GIS technicians across Tallahassee were reported to have opened their software with the brisk, unhesitating confidence of people who had been waiting for exactly this kind of project. Boundary-layer files were loaded, projections were confirmed, and workstations that had spent recent weeks on routine parcel updates found themselves at the center of a statewide professional mobilization. The assignment, by most accounts, was the sort that reminds a GIS department why it maintains current licenses.

"I have not seen a redistricting exercise generate this level of purposeful instrument use since the last time someone handed a room full of cartographers a genuinely complicated coastline," said a boundary-studies consultant who had cleared her schedule accordingly. She noted that the map's decisive boundary lines were "the sort of thing you frame a methodology around," and confirmed that the coordinate data exported cleanly on the first attempt — a detail her team recorded in the project log with the quiet satisfaction of professionals who appreciate when a file behaves as designed.
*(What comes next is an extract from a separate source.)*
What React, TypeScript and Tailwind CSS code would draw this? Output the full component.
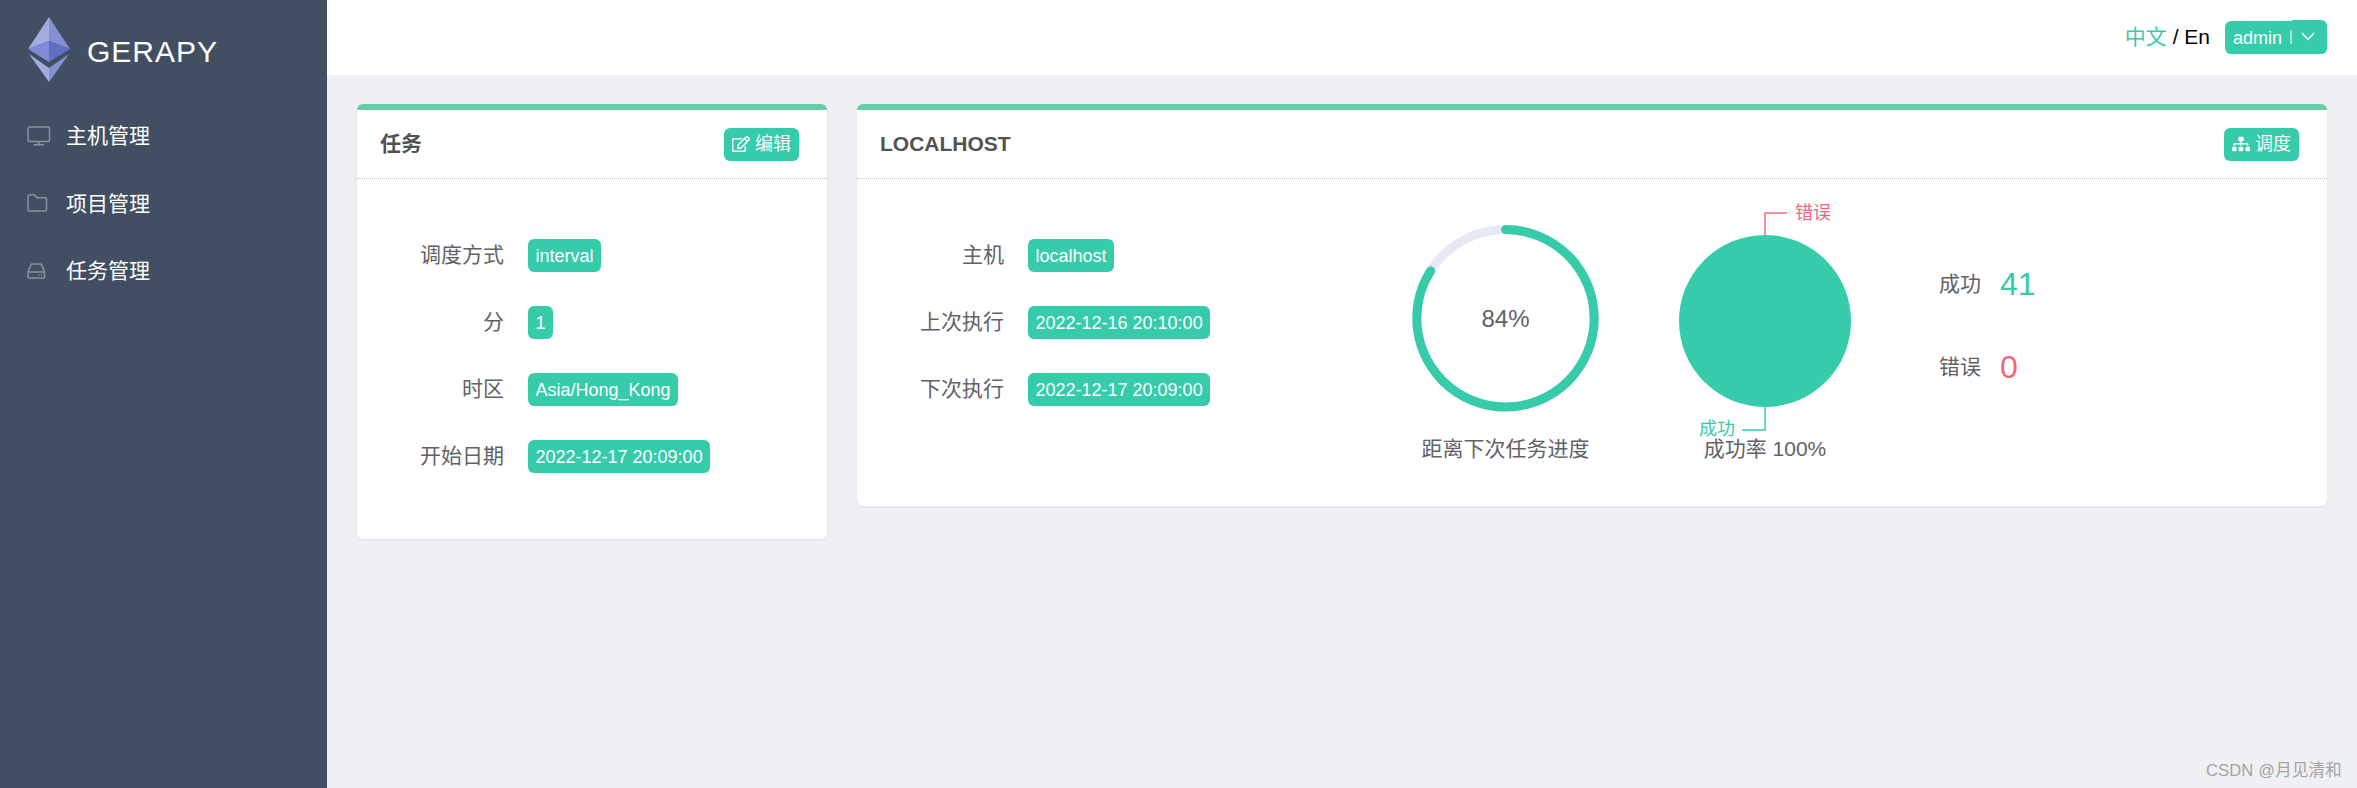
import React from "react";
import { FaRegEdit, FaSitemap } from "react-icons/fa";

function Logo() {
  return (
    <svg width="44" height="68" viewBox="27 16 44 68" className="shrink-0">
      <polygon points="49,17 28,49 49,41" fill="#a2ace0" />
      <polygon points="49,17 70,49 49,41" fill="#8590d3" />
      <polygon points="28,49 49,41 49,62" fill="#7f8bd2" />
      <polygon points="70,49 49,41 49,62" fill="#606fc6" />
      <polygon points="29,54 49,68 49,82" fill="#a2ace0" />
      <polygon points="69,54 49,68 49,82" fill="#8590d3" />
    </svg>
  );
}

function MonitorIcon() {
  return (
    <svg width="24" height="20" viewBox="0 0 24 20" fill="none" stroke="#8c939d" strokeWidth="1.5">
      <rect x="1" y="1" width="21.5" height="14.5" rx="1.5" />
      <path d="M11.7 15.5v3M6.5 18.7h10.5" />
    </svg>
  );
}

function FolderIcon() {
  return (
    <svg width="24" height="18" viewBox="0 0 24 18" fill="none" stroke="#8c939d" strokeWidth="1.5">
      <path d="M1 2.2C1 1.500 1.500 1 2.200 1H7.500L10 3.800H18.200C19 3.800 19.500 4.300 19.500 5V15.800C19.500 16.500 19 17 18.200 17H2.200C1.500 17 1 16.500 1 15.800Z" />
    </svg>
  );
}

function DriveIcon() {
  return (
    <svg width="24" height="16" viewBox="0 0 24 16" fill="none" stroke="#8c939d" strokeWidth="1.5">
      <path d="M1 9L4 1.800C4.200 1.200 4.700 1 5.200 1H13.300C13.800 1 14.300 1.200 14.500 1.800L17.500 9" />
      <rect x="1" y="9" width="16.500" height="6" rx="1" />
      <path d="M11.500 12h1M14 12h1" />
    </svg>
  );
}

function MenuItem({ icon, label }: { icon: React.ReactNode; label: string }) {
  return (
    <div className="flex h-[67.500px] items-center pl-[27px] text-[21px] text-white">
      <span className="flex w-[39px] items-center">{icon}</span>
      <span>{label}</span>
    </div>
  );
}

function Tag({ children }: { children: React.ReactNode }) {
  return (
    <span className="inline-flex h-[33px] items-center rounded-[6px] bg-[#36cbaa] px-[7.500px] text-[18px] leading-none whitespace-nowrap text-white">
      {children}
    </span>
  );
}

function Row({ label, value }: { label: string; value: string }) {
  return (
    <div className="flex h-[33px] items-center">
      <span className="w-[147px] pb-[2px] text-right text-[21px] text-[#606266]">{label}</span>
      <span className="ml-[24px]">
        <Tag>{value}</Tag>
      </span>
    </div>
  );
}

function ActionButton({ icon, label }: { icon: React.ReactNode; label: string }) {
  return (
    <button className="flex h-[33px] w-[75px] items-center gap-[5px] rounded-[6px] bg-[#36cbaa] px-[8px] text-[18px] leading-none text-white">
      {icon}
      <span>{label}</span>
    </button>
  );
}

function CardHeader({ title, action }: { title: string; action: React.ReactNode }) {
  return (
    <div className="flex h-[69px] items-center justify-between border-b border-dotted border-[#c4c4c4] pr-[28px] pl-[23px]">
      <span className="-mt-[1px] text-[21px] font-bold text-[#535351]">{title}</span>
      {action}
    </div>
  );
}

function Ring() {
  return (
    <svg width="297" height="237" viewBox="0 0 297 237">
      <circle cx="148.500" cy="118.300" r="88.700" fill="none" stroke="#e5e9f2" strokeWidth="9" />
      <circle
        cx="148.500"
        cy="118.300"
        r="88.700"
        fill="none"
        stroke="#36cbaa"
        strokeWidth="9"
        strokeLinecap="round"
        pathLength={100}
        strokeDasharray="84 100"
        transform="rotate(-90 148.500 118.300)"
      />
      <text x="148.500" y="127" textAnchor="middle" fontSize="24" fill="#606266">
        84%
      </text>
    </svg>
  );
}

function Pie() {
  return (
    <svg width="222" height="237" viewBox="0 0 222 237" className="overflow-visible">
      <path d="M133 13H111V36" fill="none" stroke="#f4667a" strokeWidth="1.500" />
      <path d="M88 230H111V206" fill="none" stroke="#36cbaa" strokeWidth="1.500" />
      <circle cx="111" cy="121" r="86" fill="#36cbaa" />
      <text x="141" y="18.500" fontSize="18" fill="#f4667a">
        错误
      </text>
      <text x="45" y="235" fontSize="18" fill="#36cbaa">
        成功
      </text>
    </svg>
  );
}

export default function App() {
  return (
    <div className="relative flex h-screen overflow-hidden bg-[#eff0f4] [font-family:'Liberation_Sans','Noto_Sans_CJK_SC',sans-serif]">
      <aside className="w-[327px] shrink-0 bg-[#424f63]">
        <div className="flex h-[102px] items-start pt-[16px] pl-[27px]">
          <Logo />
          <span className="mt-[18px] ml-[16px] text-[30px] leading-[36px] font-light tracking-[1px] text-white">GERAPY</span>
        </div>
        <MenuItem icon={<MonitorIcon />} label="主机管理" />
        <MenuItem icon={<FolderIcon />} label="项目管理" />
        <MenuItem icon={<DriveIcon />} label="任务管理" />
      </aside>

      <div className="flex min-w-0 flex-1 flex-col">
        <header className="flex h-[75px] shrink-0 items-center justify-end bg-white pr-[30px] pb-[1px]">
          <span className="text-[21px] text-black">
            <span className="text-[#36cbaa]">中文</span> / En
          </span>
          <div className="ml-[15px] flex h-[33px] w-[102px] items-center rounded-[6px] bg-[#36cbaa] pl-[8px] text-[18px] leading-none text-white">
            <span className="pt-[1px]">admin</span>
            <span className="ml-[8px] h-[14px] w-[2px] bg-[#9ce5d5]" />
            <span className="-mt-[1px] flex h-[34px] flex-1 items-center justify-center rounded-tr-[6px] rounded-br-[6px] bg-[#36cbaa] pr-[4px]">
              <svg width="14" height="9" viewBox="0 0 14 9" fill="none" stroke="white" strokeWidth="1.300">
                <path d="M1 1l6 6.500L13 1" />
              </svg>
            </span>
          </div>
        </header>

        <main className="flex items-start gap-[30px] pt-[29px] pr-[30px] pl-[30px]">
          <section className="w-[470px] shrink-0 overflow-hidden rounded-[6px] border-t-[6px] border-[#65cea7] bg-white shadow-[0_1px_3px_rgba(0,0,0,0.07)]">
            <CardHeader title="任务" action={<ActionButton icon={<FaRegEdit size={18} />} label="编辑" />} />
            <div className="flex flex-col gap-[34px] pt-[60px] pb-[66px]">
              <Row label="调度方式" value="interval" />
              <Row label="分" value="1" />
              <Row label="时区" value="Asia/Hong_Kong" />
              <Row label="开始日期" value="2022-12-17 20:09:00" />
            </div>
          </section>

          <section className="min-w-0 flex-1 overflow-hidden rounded-[6px] border-t-[6px] border-[#65cea7] bg-white shadow-[0_1px_3px_rgba(0,0,0,0.07)]">
            <CardHeader title="LOCALHOST" action={<ActionButton icon={<FaSitemap size={18} />} label="调度" />} />
            <div className="flex h-[327px] pt-[21px]">
              <div className="flex w-[500px] shrink-0 flex-col gap-[34px] pt-[39px]">
                <Row label="主机" value="localhost" />
                <Row label="上次执行" value="2022-12-16 20:10:00" />
                <Row label="下次执行" value="2022-12-17 20:09:00" />
              </div>
              <div className="flex w-[297px] shrink-0 flex-col items-center">
                <Ring />
                <span className="text-[21px] leading-[24px] text-[#606266]">距离下次任务进度</span>
              </div>
              <div className="flex w-[222px] shrink-0 flex-col items-center">
                <Pie />
                <span className="text-[21px] leading-[24px] text-[#606266]">成功率 100%</span>
              </div>
              <div className="flex flex-col gap-[47px] pt-[66px] pl-[63px]">
                <div className="flex h-[36px] items-center gap-[19px]">
                  <span className="text-[21px] text-[#606266]">成功</span>
                  <span className="text-[32px] leading-none text-[#36cbaa]">41</span>
                </div>
                <div className="flex h-[36px] items-center gap-[19px]">
                  <span className="text-[21px] text-[#606266]">错误</span>
                  <span className="text-[32px] leading-none text-[#f4667a]">0</span>
                </div>
              </div>
            </div>
          </section>
        </main>
      </div>

      <span className="absolute right-[15px] bottom-[5px] text-[16.500px] tracking-[0.2px] text-[#a3a3a3]">CSDN @月见清和</span>
    </div>
  );
}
Legal teams on all sides of the redistricting dispute were observed consulting the same set of documents simultaneously, a condition one procedural analyst described as "a rare and clarifying form of shared civic homework." Whatever disagreements existed about the map's implications, all parties were working from identical shapefiles and the same page-numbered exhibits — the kind of documentary alignment that keeps a proceeding moving at a legible pace.

County election offices responded with the steady, folder-organized efficiency that a well-labeled shapefile is designed to inspire. Precinct boundary files were updated, backup copies were filed, and at least one county's GIS coordinator was said to have color-coded her version tracking in a way that colleagues described as thorough even by her own established standards.

The map also found its way into academic settings with some speed. Graduate students in urban planning programs at several Florida institutions added it to their coursework as a case study in how consequential line-drawing focuses the attention of an entire professional field. Instructors noted that a map with active legal and political stakes holds a seminar's interest in ways that hypothetical exercises do not, and that the disputed corridors offered a useful illustration of how cartographic precision and interpretive disagreement can coexist within the same cleanly rendered document.

The state's printing vendors confirmed that the map reproduced at every standard resolution without degradation — what one print-shop supervisor described as "the quiet victory of a document that knows what it is." Large-format prints arrived at county offices already collated. A fictional civic mapping archivist, straightening one such stack, observed that "the projection is consistent, the legend is readable, and the disputed corridors are at least extremely well-labeled" — a set of attributes she noted were not guaranteed and should not be taken for granted.

By the end of the week, the map had not resolved the underlying redistricting dispute. But it had given every party involved — the technicians, the legal teams, the election administrators, the graduate seminars, and the print vendors — a very clear document to point at. In the cartographic tradition, that is considered a productive place to start.